---------- Data segment ----------

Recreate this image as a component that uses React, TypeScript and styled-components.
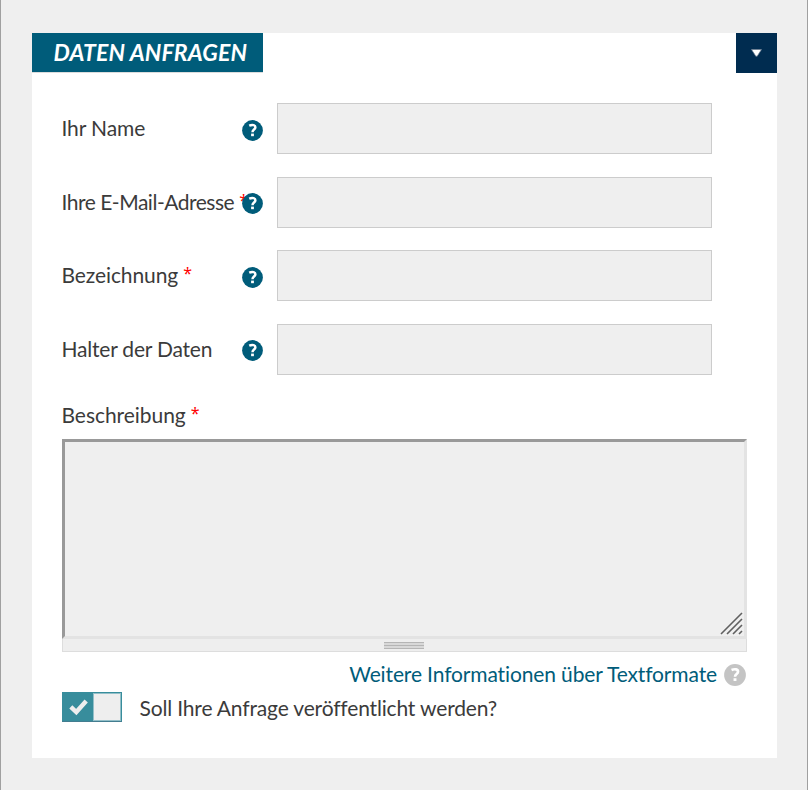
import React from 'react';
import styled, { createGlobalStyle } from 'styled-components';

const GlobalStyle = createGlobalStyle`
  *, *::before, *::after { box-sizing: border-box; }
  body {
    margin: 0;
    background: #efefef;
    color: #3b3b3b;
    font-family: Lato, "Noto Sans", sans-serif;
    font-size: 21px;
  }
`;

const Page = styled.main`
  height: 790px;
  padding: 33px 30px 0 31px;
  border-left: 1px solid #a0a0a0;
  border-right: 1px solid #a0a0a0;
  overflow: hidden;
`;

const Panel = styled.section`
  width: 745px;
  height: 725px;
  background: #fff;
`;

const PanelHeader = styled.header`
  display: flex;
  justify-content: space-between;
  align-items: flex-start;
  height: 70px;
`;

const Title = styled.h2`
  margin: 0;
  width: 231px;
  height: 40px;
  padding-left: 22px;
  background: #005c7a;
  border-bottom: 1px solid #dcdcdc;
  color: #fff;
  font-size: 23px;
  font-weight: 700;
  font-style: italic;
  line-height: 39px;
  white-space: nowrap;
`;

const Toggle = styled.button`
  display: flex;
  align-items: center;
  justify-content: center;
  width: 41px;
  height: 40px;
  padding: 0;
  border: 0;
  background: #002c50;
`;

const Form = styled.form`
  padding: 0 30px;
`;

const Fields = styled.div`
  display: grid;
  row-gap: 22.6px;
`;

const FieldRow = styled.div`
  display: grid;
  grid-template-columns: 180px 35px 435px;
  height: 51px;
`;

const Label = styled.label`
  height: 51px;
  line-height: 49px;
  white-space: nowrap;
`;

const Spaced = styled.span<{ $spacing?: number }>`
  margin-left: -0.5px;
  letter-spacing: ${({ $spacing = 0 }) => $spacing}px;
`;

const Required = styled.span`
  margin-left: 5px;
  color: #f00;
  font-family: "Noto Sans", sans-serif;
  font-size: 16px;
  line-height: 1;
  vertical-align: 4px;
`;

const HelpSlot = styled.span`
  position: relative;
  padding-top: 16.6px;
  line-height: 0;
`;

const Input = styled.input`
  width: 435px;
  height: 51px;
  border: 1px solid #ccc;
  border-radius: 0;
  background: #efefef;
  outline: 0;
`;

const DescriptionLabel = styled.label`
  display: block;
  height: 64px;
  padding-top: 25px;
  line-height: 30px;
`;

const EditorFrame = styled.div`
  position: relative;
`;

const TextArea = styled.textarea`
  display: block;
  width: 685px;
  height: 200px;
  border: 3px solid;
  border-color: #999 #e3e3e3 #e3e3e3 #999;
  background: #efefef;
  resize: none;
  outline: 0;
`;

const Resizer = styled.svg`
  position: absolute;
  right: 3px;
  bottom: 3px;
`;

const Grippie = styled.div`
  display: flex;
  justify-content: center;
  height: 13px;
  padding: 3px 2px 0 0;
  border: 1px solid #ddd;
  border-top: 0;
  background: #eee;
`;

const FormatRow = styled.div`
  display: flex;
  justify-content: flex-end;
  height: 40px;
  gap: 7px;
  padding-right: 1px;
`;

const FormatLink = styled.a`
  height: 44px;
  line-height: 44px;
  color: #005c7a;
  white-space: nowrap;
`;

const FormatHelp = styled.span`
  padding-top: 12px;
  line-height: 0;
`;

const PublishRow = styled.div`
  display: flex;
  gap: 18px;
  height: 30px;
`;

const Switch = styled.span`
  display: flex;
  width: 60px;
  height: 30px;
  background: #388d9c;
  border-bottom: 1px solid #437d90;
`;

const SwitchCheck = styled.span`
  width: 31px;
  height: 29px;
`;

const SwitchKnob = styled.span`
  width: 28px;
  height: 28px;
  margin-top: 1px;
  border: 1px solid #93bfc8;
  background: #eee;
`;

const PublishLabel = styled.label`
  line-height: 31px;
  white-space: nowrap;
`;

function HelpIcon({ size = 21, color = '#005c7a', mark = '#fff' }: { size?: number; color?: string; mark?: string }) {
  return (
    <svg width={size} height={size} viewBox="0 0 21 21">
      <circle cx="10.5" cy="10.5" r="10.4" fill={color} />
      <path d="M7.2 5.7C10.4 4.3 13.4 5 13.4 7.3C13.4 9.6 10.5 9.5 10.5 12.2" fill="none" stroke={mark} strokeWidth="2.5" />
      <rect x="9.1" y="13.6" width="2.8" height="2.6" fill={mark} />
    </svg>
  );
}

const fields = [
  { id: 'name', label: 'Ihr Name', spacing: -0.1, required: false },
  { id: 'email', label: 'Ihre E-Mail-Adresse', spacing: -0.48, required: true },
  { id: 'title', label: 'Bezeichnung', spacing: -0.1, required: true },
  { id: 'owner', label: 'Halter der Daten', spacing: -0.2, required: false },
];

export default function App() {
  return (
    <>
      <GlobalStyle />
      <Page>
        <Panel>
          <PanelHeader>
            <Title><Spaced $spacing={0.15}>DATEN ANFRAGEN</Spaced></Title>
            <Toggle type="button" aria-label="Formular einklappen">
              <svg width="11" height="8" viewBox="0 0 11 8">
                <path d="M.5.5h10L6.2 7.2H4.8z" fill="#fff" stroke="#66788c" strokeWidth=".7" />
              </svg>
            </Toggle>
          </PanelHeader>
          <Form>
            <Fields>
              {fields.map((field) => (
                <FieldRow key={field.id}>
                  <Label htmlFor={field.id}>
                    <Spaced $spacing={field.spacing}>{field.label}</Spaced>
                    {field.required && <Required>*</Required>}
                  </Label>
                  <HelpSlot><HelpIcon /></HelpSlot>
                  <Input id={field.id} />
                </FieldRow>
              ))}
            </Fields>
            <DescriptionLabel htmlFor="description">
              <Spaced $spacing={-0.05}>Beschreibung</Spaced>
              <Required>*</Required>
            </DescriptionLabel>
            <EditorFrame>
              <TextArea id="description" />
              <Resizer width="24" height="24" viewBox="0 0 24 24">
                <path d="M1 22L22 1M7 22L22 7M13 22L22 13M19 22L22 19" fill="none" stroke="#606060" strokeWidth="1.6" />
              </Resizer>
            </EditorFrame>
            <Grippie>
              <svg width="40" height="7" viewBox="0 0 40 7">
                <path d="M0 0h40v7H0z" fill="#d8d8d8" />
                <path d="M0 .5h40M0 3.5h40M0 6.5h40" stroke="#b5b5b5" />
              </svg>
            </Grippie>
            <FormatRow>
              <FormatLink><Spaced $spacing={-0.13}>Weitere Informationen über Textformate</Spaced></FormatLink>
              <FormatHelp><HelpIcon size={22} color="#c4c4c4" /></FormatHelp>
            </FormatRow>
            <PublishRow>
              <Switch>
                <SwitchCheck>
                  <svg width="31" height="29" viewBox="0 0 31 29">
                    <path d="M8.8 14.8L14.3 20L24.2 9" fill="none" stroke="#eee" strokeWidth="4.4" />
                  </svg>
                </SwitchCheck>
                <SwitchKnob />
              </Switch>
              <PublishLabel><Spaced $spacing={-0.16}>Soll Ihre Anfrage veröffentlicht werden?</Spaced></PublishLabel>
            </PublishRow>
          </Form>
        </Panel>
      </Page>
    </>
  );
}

----------

» Task objective: Scan the material above. Copy each line that holds the word "components".

» Solution for this problem:
Recreate this image as a component that uses React, TypeScript and styled-components.
import styled, { createGlobalStyle } from 'styled-components';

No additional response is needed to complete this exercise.